Si Marco Martins n'est pas techniquement dénué de talent ( cadrage, photo, inventivité des plans), "Great Yarmouth" souffre malheureusement d'un défaut majeur : un savoir-faire imparfait pour nous conter son histoire.
Trop alambiqué sans raison ( ou alors, l'effet de style est raté), la présentation des personnages principaux tarde beaucoup tôt à être clarifiée, surtout pour un film réaliste.
Il faut attendre largement plus d'une heure de scènes redondantes, pour commencer à se repérer et a situer avec précision les personnages.
Si " un automne..." souffre malheureusement de son manque de didactisme, il est heureusement contrebalancé par la prestation vraiment formidable de charisme de son actrice principale Beatriz Batarda ( Elle a un lien de parenté avec l'actrice fétiche de Manoel de Oliveira, Léonor Silveira dont elle partage le charme exceptionnel).

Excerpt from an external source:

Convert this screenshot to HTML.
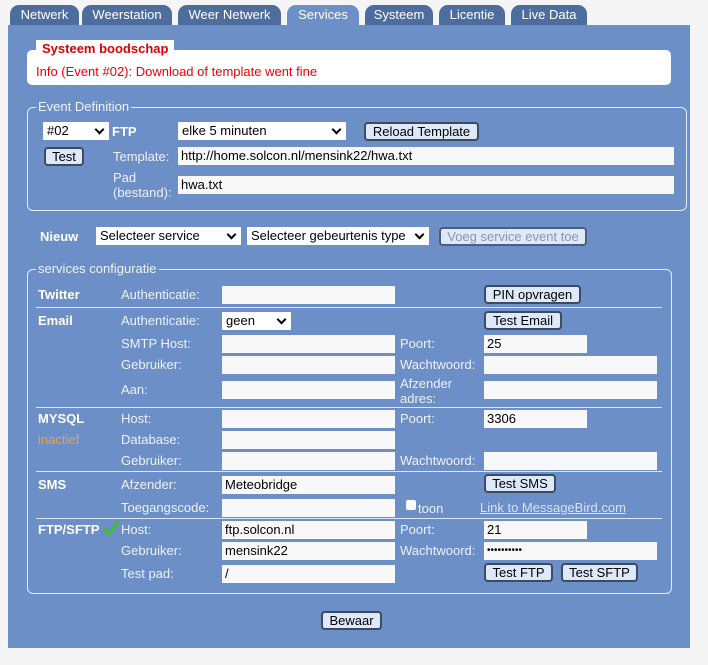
<!DOCTYPE html>
<html><head><meta charset="utf-8"><style>
body{margin:0;width:708px;height:665px;background:#f5f5f5;font-family:"Liberation Sans",Arial,sans-serif;font-size:13px;position:relative;overflow:hidden}
.a{position:absolute}
.tab{position:absolute;top:5px;height:20px;background:#4d6d9f;color:#fff;border-radius:9px 9px 0 0;text-align:center;line-height:20px;font-size:13px}
.panel{position:absolute;left:8px;top:25px;width:682px;height:623px;background:#6b8fc6}
.l{position:absolute;color:#eef2fa;line-height:15px;white-space:nowrap}
.b{font-weight:bold;color:#fff}
.in{position:absolute;background:#f8f8f8;height:18px;line-height:18px;padding-left:3px;box-sizing:border-box;color:#000;font-size:13px;white-space:nowrap;overflow:hidden}
.sel{position:absolute;background:#fff;height:18px;line-height:18px;padding-left:4px;box-sizing:border-box;color:#000;white-space:nowrap}
.sel:after{content:"";position:absolute;right:6px;top:4px;width:5px;height:5px;border-right:2px solid #000;border-bottom:2px solid #000;transform:rotate(45deg)}
.btn{position:absolute;background:#dde9f9;border:2px solid #3d4a60;border-radius:4px;height:19px;box-sizing:border-box;line-height:15px;text-align:center;color:#000;white-space:nowrap}
.fs{position:absolute;border:1px solid #e8eef8;border-radius:6px;box-sizing:border-box}
.lg{position:absolute;background:#6b8fc6;color:#eef2fa;padding:0 2px;line-height:14px}
.hr{position:absolute;left:36px;width:626px;height:1px;background:#dfe7f5}
</style></head><body>
<div class="tab" style="left:10px;width:69px">Netwerk</div>
<div class="tab" style="left:82px;width:90px">Weerstation</div>
<div class="tab" style="left:178px;width:103px">Weer Netwerk</div>
<div class="tab" style="left:287px;width:72px;background:#6b8fc6">Services</div>
<div class="tab" style="left:365px;width:68px">Systeem</div>
<div class="tab" style="left:439px;width:66px">Licentie</div>
<div class="tab" style="left:511px;width:76px">Live Data</div>
<div class="panel"></div>

<div class="a" style="left:27px;top:50px;width:644px;height:35px;background:#fff;border-radius:5px"></div>
<div class="a" style="left:36px;top:40px;width:138px;height:18px;background:#fff;color:#d00;font-weight:bold;line-height:17px;padding-left:6px;box-sizing:border-box">Systeem boodschap</div>
<div class="a" style="left:36px;top:64px;color:#e00">Info (Event #02): Download of template went fine</div>

<div class="fs" style="left:27px;top:107px;width:660px;height:104px"></div>
<div class="lg" style="left:36px;top:100px">Event Definition</div>
<div class="sel" style="left:43px;top:122px;width:66px">#02</div>
<div class="l b" style="left:112px;top:124px">FTP</div>
<div class="sel" style="left:178px;top:122px;width:168px">elke 5 minuten</div>
<div class="btn" style="left:364px;top:122px;width:115px">Reload Template</div>
<div class="btn" style="left:44px;top:147px;width:40px">Test</div>
<div class="l" style="left:113px;top:149px">Template:</div>
<div class="in" style="left:178px;top:147px;width:496px">http://home.solcon.nl/mensink22/hwa.txt</div>
<div class="l" style="left:113px;top:170px">Pad<br>(bestand):</div>
<div class="in" style="left:178px;top:176px;width:496px">hwa.txt</div>

<div class="l b" style="left:40px;top:229px">Nieuw</div>
<div class="sel" style="left:96px;top:227px;width:145px">Selecteer service</div>
<div class="sel" style="left:247px;top:227px;width:182px">Selecteer gebeurtenis type</div>
<div class="btn" style="left:439px;top:227px;width:148px;color:#8a97aa;border-color:#4f5d78">Voeg service event toe</div>

<div class="fs" style="left:27px;top:269px;width:645px;height:325px"></div>
<div class="lg" style="left:36px;top:262px">services configuratie</div>

<div class="l b" style="left:38px;top:287px">Twitter</div>
<div class="l" style="left:121px;top:287px">Authenticatie:</div>
<div class="in" style="left:222px;top:286px;width:173px"></div>
<div class="btn" style="left:484px;top:285px;width:97px">PIN opvragen</div>
<div class="hr" style="top:307px"></div>

<div class="l b" style="left:38px;top:313px">Email</div>
<div class="l" style="left:121px;top:313px">Authenticatie:</div>
<div class="sel" style="left:222px;top:312px;width:69px">geen</div>
<div class="btn" style="left:484px;top:311px;width:78px">Test Email</div>
<div class="l" style="left:121px;top:336px">SMTP Host:</div>
<div class="in" style="left:222px;top:335px;width:173px"></div>
<div class="l" style="left:400px;top:336px">Poort:</div>
<div class="in" style="left:484px;top:335px;width:103px">25</div>
<div class="l" style="left:121px;top:357px">Gebruiker:</div>
<div class="in" style="left:222px;top:356px;width:173px"></div>
<div class="l" style="left:400px;top:357px">Wachtwoord:</div>
<div class="in" style="left:484px;top:356px;width:173px"></div>
<div class="l" style="left:121px;top:382px">Aan:</div>
<div class="in" style="left:222px;top:381px;width:173px"></div>
<div class="l" style="left:400px;top:376px;line-height:15px">Afzender<br>adres:</div>
<div class="in" style="left:484px;top:381px;width:173px"></div>
<div class="hr" style="top:407px"></div>

<div class="l b" style="left:38px;top:411px">MYSQL</div>
<div class="l" style="left:38px;top:432px;color:#f0a040">inactief</div>
<div class="l" style="left:121px;top:411px">Host:</div>
<div class="in" style="left:222px;top:410px;width:173px"></div>
<div class="l" style="left:400px;top:411px">Poort:</div>
<div class="in" style="left:484px;top:410px;width:103px">3306</div>
<div class="l" style="left:121px;top:432px">Database:</div>
<div class="in" style="left:222px;top:431px;width:173px"></div>
<div class="l" style="left:121px;top:453px">Gebruiker:</div>
<div class="in" style="left:222px;top:452px;width:173px"></div>
<div class="l" style="left:400px;top:453px">Wachtwoord:</div>
<div class="in" style="left:484px;top:452px;width:173px"></div>
<div class="hr" style="top:471px"></div>

<div class="l b" style="left:38px;top:477px">SMS</div>
<div class="l" style="left:121px;top:477px">Afzender:</div>
<div class="in" style="left:222px;top:476px;width:173px">Meteobridge</div>
<div class="btn" style="left:484px;top:474px;width:72px">Test SMS</div>
<div class="l" style="left:121px;top:500px">Toegangscode:</div>
<div class="in" style="left:222px;top:499px;width:173px"></div>
<div class="a" style="left:406px;top:500px;width:10px;height:10px;background:#fff;border-radius:2px"></div>
<div class="l" style="left:418px;top:501px">toon</div>
<div class="l" style="left:480px;top:500px;color:#d8e2f2;text-decoration:underline">Link to MessageBird.com</div>
<div class="hr" style="top:518px"></div>

<div class="l b" style="left:38px;top:522px">FTP/SFTP</div>
<svg class="a" style="left:103px;top:520px" width="16" height="16" viewBox="0 0 16 16"><path d="M2 9 L6 14 L15 2" fill="none" stroke="#3cbf2c" stroke-width="3" stroke-linecap="round"/></svg>
<div class="l" style="left:121px;top:522px">Host:</div>
<div class="in" style="left:222px;top:521px;width:173px">ftp.solcon.nl</div>
<div class="l" style="left:400px;top:522px">Poort:</div>
<div class="in" style="left:484px;top:521px;width:103px">21</div>
<div class="l" style="left:121px;top:543px">Gebruiker:</div>
<div class="in" style="left:222px;top:542px;width:173px">mensink22</div>
<div class="l" style="left:400px;top:543px">Wachtwoord:</div>
<div class="in" style="left:484px;top:542px;width:173px;font-size:10px">••••••••••</div>
<div class="l" style="left:121px;top:566px">Test pad:</div>
<div class="in" style="left:222px;top:565px;width:173px">/</div>
<div class="btn" style="left:484px;top:563px;width:69px">Test FTP</div>
<div class="btn" style="left:561px;top:563px;width:77px">Test SFTP</div>

<div class="btn" style="left:321px;top:611px;width:61px">Bewaar</div>
</body></html>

Dommage pour ce travail ambitieux, au final un peu raté ( il n'atteint pas le niveau des films cités plus haut), même s'il est porté par son sujet, un casting adroitement choisi et une interprétation de tout premier ordre.
Décadence et désolation, plus de respect des humains les uns envers les autres, ni envers les animaux, on dirait que la vie n'a plus de prix pour certains comme toujours l'argent....

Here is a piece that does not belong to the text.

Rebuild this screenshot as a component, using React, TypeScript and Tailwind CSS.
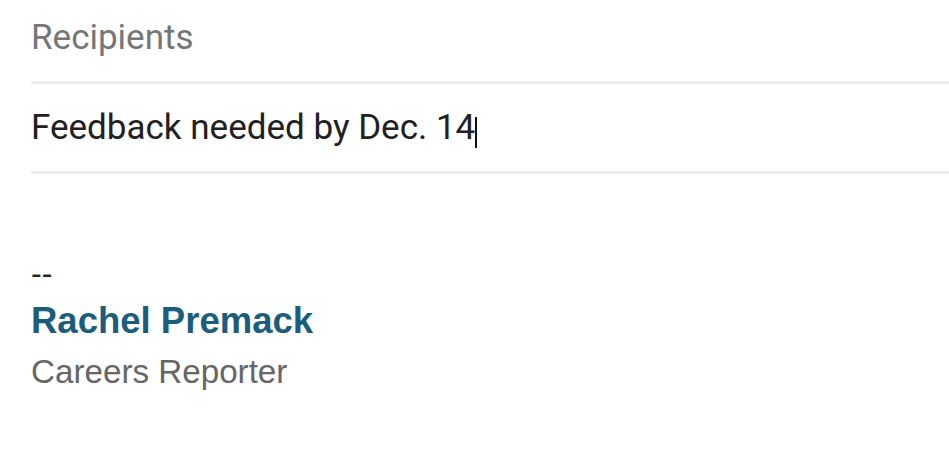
export default function App() {
  return (
    <div className="w-[949px] h-[474px] bg-white overflow-hidden">
      <div className="pl-[31px]">
        <div className="pt-[18px] pb-[23px] border-b-[3px] border-[#eceef0]">
          <div className="font-['Roboto',sans-serif] text-[35px] leading-[40px] text-[#767676]">
            Recipients
          </div>
        </div>
        <div className="pt-[24px] pb-[23px] flex items-start border-b-[3px] border-[#eceef0]">
          <span className="font-['Roboto',sans-serif] text-[35px] leading-[40px] text-[#212121]">
            Feedback needed by Dec. 14
          </span>
          <span className="w-[2px] h-[31px] mt-[9px] bg-[#111]" />
        </div>
        <div className="pt-[76px] font-['Liberation_Sans',Arial,sans-serif]">
          <div className="text-[32px] leading-[46px] text-[#222]">--</div>
          <div className="text-[36.5px] leading-[50px] font-bold text-[#1a5d7c]">Rachel Premack</div>
          <div className="text-[33.2px] leading-[51px] text-[#666]">Careers Reporter</div>
        </div>
      </div>
    </div>
  );
}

Un film autour de l’exploitation humaine, qui offre un témoignage sur les conditions de vie de la main d’œuvre portugaise au Royaume-Uni. Œuvre poignante, d’un réalisme impitoyable, le film dépeint avec justesse les effets dévastateurs des politiques néolibérales sur la classe ouvrière. A voir !!

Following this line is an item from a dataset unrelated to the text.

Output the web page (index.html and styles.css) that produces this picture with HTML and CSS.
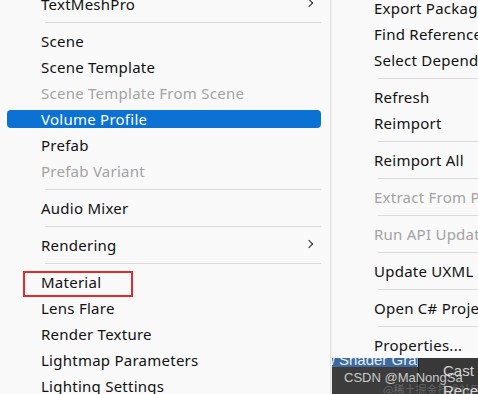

C’est en tant qu’assistant de Wim Wenders, Pedro Costa, Manoel de Oliveira et Bertrand Tavernier que Marco Martins a débuté sa carrière cinématographique. "Alice", son premier long métrage a fait partie de la sélection de la Quinzaine des Réalisateurs de Cannes 2005. C’est à Venise, dans la sélection Orizzonti, qu’a été présenté "Saint-Georges", son troisième long métrage, permettant à Nuno Lopes, l’acteur principal du film, de se voir attribuer le prix du meilleur acteur dans cette sélection. "Un automne à Great Yarmout"h est le quatrième long métrage de Marco Martins et c’est au Festival de San Sebastien de 2022 qu’il a été présenté en avant-première. Quand la langue de votre pays a inventé le mot « saudade », il n’est pas franchement étonnant que les réalisateurs portugais, du moins ceux dont les films arrivent jusque chez nous, soient plus portés vers une certaine noirceur que vers la franche rigolade. En allant tourner un film sur la condition ouvrière sur les terres de Ken Loach, Marco Martins ne déroge pas à la règle : oui, son film est sombre ! Mais il est aussi, malgré quelques « facilités », particulièrement efficace dans sa dénonciation de l’exploitation des immigrés qui, cette fois-ci, sont européens. critique complète sur https://www.critique-film.fr/critique-un-automne-a-great-yarmouth/
Après Saint George, consacré à la crise financière au Portugal, Marco Martins a posé ses caméras dans une ville du Norfolk, là où de nombreux travailleurs portugais ont émigré, pour exercer un travail que la population anglaise refusait de faire. Un automne à Great Yarmouth se déroule en 2019, quelques mois avant le Brexit, et les scènes dans une usine agroalimentaire sont parmi les plus éprouvantes d'un film dont l'atmosphère peut être qualifiée, sans une hésitation, de sordide. Son ambiance est souvent celle d'un film d'horreur, avec aussi un aspect documentaire marqué, fruit des nombreux témoignages que le cinéaste a pu recueillir en ville et en amont du tournage. Ultra stylisé, rude et plutôt opaque dans son approche, le récit a tendance d'emblée à écœurer plus qu'à captiver, aux basques d'une héroïne antipathique au possible, qui touche sa part de l'exploitation éhontée de la main d’œuvre à bon marché formée par ses compatriotes portugais. Sans doute conscient de l'aspect uniformément glauque de ce qu'il raconte, Marco Martins a eu heureusement l'idée spoiler: d'introduire une histoire d'amour dans son récit, bien que celle-ci ne brille pas par son romantisme . Cela a au moins l'effet d'humaniser son personnage principal et le film tout entier, qui en a bien besoin. Pour autant, Un automne à Great Yarmouth n'est pas une partie de plaisir et sa noirceur a hélas bien peu de nuances à offrir.